I’m actually reprinting comments I made on another site, Pesky Apostrophe. The premise: Mac is enamored of another blogger taking up the challenge of cooking Julia Child’s Mastering the Art of French Cooking cover to cover, and asked for other suggestions.
We have all those fancypants cookbooks out in our kitchen, including Mastering the Art of French Cooking. I would have to ask Mike which one he would cook his way through though, since he is the one that has read them all. His top favorites, aside from Julia? (I just went into the kitchen and Julia is actually out! He must have used it right before he left for Holland.)
– Jacques Pepin “Fast Food My Way”
– Jacques Pepin “Complete Techniques”
– Anthony Bourdain’s “Les Halles Cookbook” (I’m guessing on this one, since he left it out and I have seen him use it a few times.)
*** La Bonne Cuisine de Madame E. Saint-Ange, which is “The original companion for French Home Cooking” (This was recommended by several as a fantastic book.)
– The Making of a Cook by Madeliene Kahn (?) (Guessing on the last name – it was a big book and I couldn’t carry it out into the living room.)
He just bought a book that sounds like it would be good for you – “The Cook and the Gardner” – he hasn’t read it yet though since he just picked it up in London yesterday.
Just some ideas! Looking forward to seeing what you pick.
I wrote Christine back privately, then decided to leave comments of my own:
Well, I just wrote Christine a short novel in reply to her email, then had to dig to remember which blog was yours (sorry, only got the reader’s digest version of the post) to leave my own commentary.
Christine has quite admirably listed out most of my well-loved cookbooks. The New Making Of A Cook is written by Madeleine Kamman. Les Halles Cookbook is an excellent read, and one of my favorites.
Taking the upcoming holidays out of the mix for the moment, what are you wanting to do? Is it that you’re looking to develop a repertoire of familiar recipes to follow? Or that you want to feel more adept when you go in a kitchen?
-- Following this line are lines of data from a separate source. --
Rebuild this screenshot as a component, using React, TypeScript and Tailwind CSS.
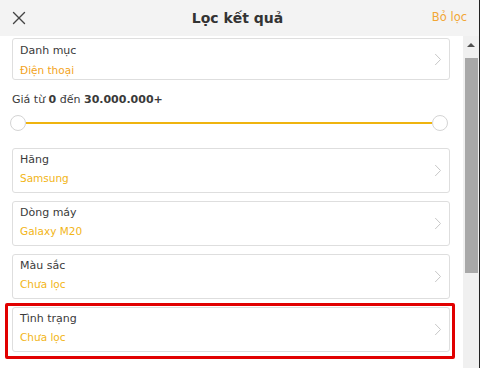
import { X } from "lucide-react";

const FILTERS = [
  { label: "Hãng", value: "Samsung" },
  { label: "Dòng máy", value: "Galaxy M20" },
  { label: "Màu sắc", value: "Chưa lọc" },
  { label: "Tình trạng", value: "Chưa lọc" },
];

const Chevron = () => (
  <svg width="8" height="13" viewBox="0 0 8 13" className="shrink-0 self-center" fill="none">
    <path d="M1.2 1 L6.5 6.5 L1.2 12" stroke="#c8c8c8" strokeWidth="1" />
  </svg>
);

const FilterCard = ({ label, value }: { label: string; value: string }) => (
  <div className="flex h-[45px] justify-between rounded-[3px] border border-[#dedede] bg-white pl-[7px] pr-[7px]">
    <div className="flex flex-col pt-[4px]">
      <span className="text-[11px] leading-[14px] text-[#3a3a3a]">{label}</span>
      <span className="mt-[4px] text-[10.5px] leading-[14px] text-[#f2b517]">{value}</span>
    </div>
    <Chevron />
  </div>
);

const App = () => {
  return (
    <div className="relative flex h-[368px] w-[480px] flex-col overflow-hidden bg-white font-['DejaVu_Sans',sans-serif]">
      {/* Header */}
      <header className="grid h-[36px] shrink-0 grid-cols-[1fr_auto_1fr] items-center border-r border-[#222] bg-[#f3f3f3] pl-[8px] pr-[12px]">
        <X className="h-[22px] w-[22px] text-[#444]" strokeWidth={1.5} />
        <h1 className="text-[14px] font-bold text-[#333]">Lọc kết quả</h1>
        <span className="justify-self-end text-[11.5px] text-[#f2a633]">Bỏ lọc</span>
      </header>

      <div className="flex min-h-0 flex-1">
        {/* Scrollable content */}
        <main className="flex w-[463px] flex-col pl-[12px] pr-[13px]">
          <div className="mt-[2px] flex h-[42px] justify-between rounded-[3px] border border-[#dedede] bg-white pl-[7px] pr-[7px]">
            <div className="flex flex-col pt-[5px]">
              <span className="text-[11px] leading-[14px] text-[#3a3a3a]">Danh mục</span>
              <span className="mt-[5px] text-[10.5px] leading-[14px] text-[#f3a322]">Điện thoại</span>
            </div>
            <Chevron />
          </div>

          <p className="mt-[13px] text-[11px] leading-[14px] text-[#3a3a3a]">
            Giá từ <b>0</b> đến <b>30.000.000+</b>
          </p>

          {/* Price slider */}
          <div className="mt-[8px] flex h-[16px] items-center">
            <div className="-ml-[2px] h-[16px] w-[16px] shrink-0 rounded-full border border-[#d4d4d4] bg-white" />
            <div className="h-[2px] flex-1 bg-[#efb40f]" />
            <div className="mr-[2px] h-[16px] w-[16px] shrink-0 rounded-full border border-[#d4d4d4] bg-white" />
          </div>

          <div className="mt-[17px] flex flex-col gap-[8px]">
            {FILTERS.map((f) => (
              <FilterCard key={f.label} label={f.label} value={f.value} />
            ))}
          </div>
        </main>

        {/* Scrollbar */}
        <div className="flex w-[17px] flex-col items-center border-r border-[#222] bg-[#f0f0f0]">
          <div className="mt-[7px] h-0 w-0 border-x-[4px] border-b-[4px] border-x-transparent border-b-[#505050]" />
          <div className="mt-[11px] h-[215px] w-[13px] bg-[#a8a8a8]" />
        </div>
      </div>

      {/* Highlight box */}
      <div className="pointer-events-none absolute left-[5px] top-[303px] h-[56px] w-[450px] rounded-[2px] border-[3px] border-[#e10000]" />
    </div>
  );
};

export default App;
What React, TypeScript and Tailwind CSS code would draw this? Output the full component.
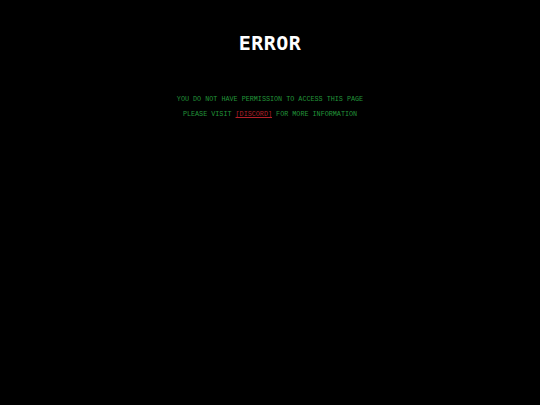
export default function App() {
	return (
		<div className="min-h-screen w-full bg-black flex flex-col items-center">
			<h1 className="mt-[31px] text-[20px] leading-[24px] font-bold text-white tracking-[0.5px] font-['DejaVu_Sans_Mono',monospace]">
				ERROR
			</h1>
			<div className="mt-[40px] flex flex-col items-center gap-[6px] text-[6.75px] leading-[9px] text-[#22953a] font-['Liberation_Mono',monospace]">
				<p>YOU DO NOT HAVE PERMISSION TO ACCESS THIS PAGE</p>
				<p>
					PLEASE VISIT <a className="text-[#b3202a] underline">[DISCORD]</a> FOR MORE INFORMATION
				</p>
			</div>
		</div>
	);
}
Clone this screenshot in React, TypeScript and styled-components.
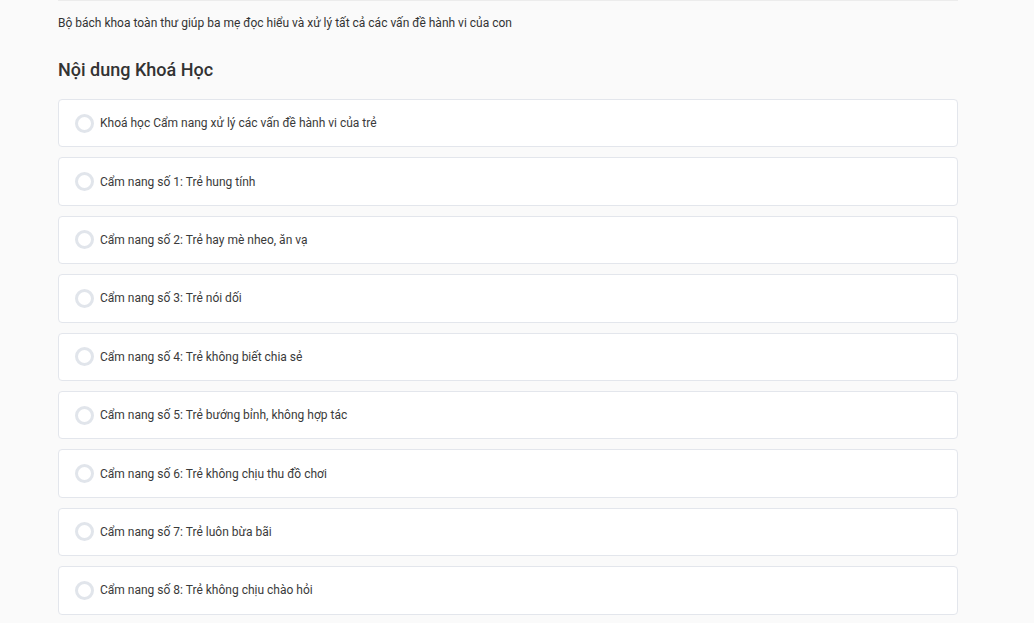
import React from "react";
import styled, { createGlobalStyle } from "styled-components";

const Global = createGlobalStyle`
  html, body { margin: 0; padding: 0; background: #fafafa; }
  body { font-family: Roboto, "Liberation Sans", Arial, sans-serif; color: #333; }
`;

const Page = styled.div`
  width: 900px;
  margin-left: 58px;
  border-top: 1px solid #ececec;
`;

const Subtitle = styled.p`
  margin: 13px 0 0;
  font-size: 12px;
  line-height: 18px;
  color: #333;
`;

const Heading = styled.h2`
  margin: 26px 0 0;
  font-size: 18px;
  line-height: 24px;
  font-weight: 500;
  color: #333;
`;

const List = styled.div`
  margin-top: 17px;
  display: flex;
  flex-direction: column;
  gap: 10px;
`;

const Card = styled.div`
  box-sizing: border-box;
  height: 48.4px;
  display: flex;
  align-items: center;
  gap: 6px;
  padding-left: 16px;
  background: #fff;
  border: 1px solid #e3e6ec;
  border-radius: 4px;
`;

const Circle = styled.span`
  box-sizing: border-box;
  width: 19px;
  height: 19px;
  border-radius: 50%;
  border: 3px solid #e1e5eb;
  flex: none;
`;

const Label = styled.span`
  font-size: 12px;
  color: #3a3a3a;
`;

const items = [
  "Khoá học Cẩm nang xử lý các vấn đề hành vi của trẻ",
  "Cẩm nang số 1: Trẻ hung tính",
  "Cẩm nang số 2: Trẻ hay mè nheo, ăn vạ",
  "Cẩm nang số 3: Trẻ nói dối",
  "Cẩm nang số 4: Trẻ không biết chia sẻ",
  "Cẩm nang số 5: Trẻ bướng bỉnh, không hợp tác",
  "Cẩm nang số 6: Trẻ không chịu thu đồ chơi",
  "Cẩm nang số 7: Trẻ luôn bừa bãi",
  "Cẩm nang số 8: Trẻ không chịu chào hỏi",
];

export default function App() {
  return (
    <>
      <Global />
      <Page>
        <Subtitle>Bộ bách khoa toàn thư giúp ba mẹ đọc hiểu và xử lý tất cả các vấn đề hành vi của con</Subtitle>
        <Heading>Nội dung Khoá Học</Heading>
        <List>
          {items.map((t) => (
            <Card key={t}>
              <Circle />
              <Label>{t}</Label>
            </Card>
          ))}
        </List>
      </Page>
    </>
  );
}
If it’s the former, then you want to find a good recipe tome and go for it. Christine jogged my memory – Fast Food My Way (or many of Pepin’s other books) are great to go with. FFMW is really more about good food that’s easy to prepare, but comes off as fancy, rather than being classically French. See also Julia and Jacques Cook At Home, Les Halles Cookbook (for a good, delicious challenge). The dark horse here may also be Cookwise, by Shirley Corriher – she’s one of the founders of the current food science movement (along with Harold McGee), an excellent source of understanding food, and cooks for the palate of the American South.
If you’re trying to become more adept, then technique-based books are good. Certainly Kamman’s book is up there, although it is a bit hefty and may take you a few years to make your way through it all – I love it as a reference. Pepin’s Complete Techniques is essential for technique, although it would be tricky to cook it front to back, as it really does show individual techniques rather than finished dishes. The Cook’s Book, edited by Jill Norman, may be a good one here – it balances technique with recipes, uses lots of pictures, and covers a very broad range of styles and genres (so it’s not all French, all the time). Cookwise could easily fall in this category as well.
The Cook and the Gardener is another one of these journey cookbooks that you’re describing. In this case, Amanda Hesser (the author) went and lived in/near a French chateau and learned about living from the land with a French family there, and writes about the journey as well as the food. Great stuff.
This is all off the top of my head. I’m sure there are more that I would have for you if I were at home. (Oh! James Peterson writes great cookbooks, too, and two of them come to mind. He has a book on cooking techniques that is well done – title escapes me – and his book Glorious French Food goes through a series of foundation recipes, then presents a number of amazing variations on each – well worth playing with.) This should get you going, though.
Of course, if you have any other favorite factors, like vegetarian or Thai cooking, let me know and I’ll see what I can come up with.
[ed – After sleeping, I had another comment to leave]
I totally forgot one writer, Nigel Slater. He’s a British food writer, and has a knack for writing as much as cooking – a good trait to have if that’s your profession, I suppose.
His book, Appetite, is an excellent tool. The first half of the book is writing about food, seasonality, and such. The rest of the book is a variety of home cooking recipes. What makes them interesting is that the recipes basically don’t give measurements – for example, when you go to the store, you don’t buy a cup of onions, you buy an onion. That sort of thing. It really teaches you to feel your way through the recipe – he talks about what it should look and feel like rather than relying on exact measurements.
If you’re looking for a good book to use, I hope this gives you some solid recommendations. If you have other favorites of your own – please, leave a note about them!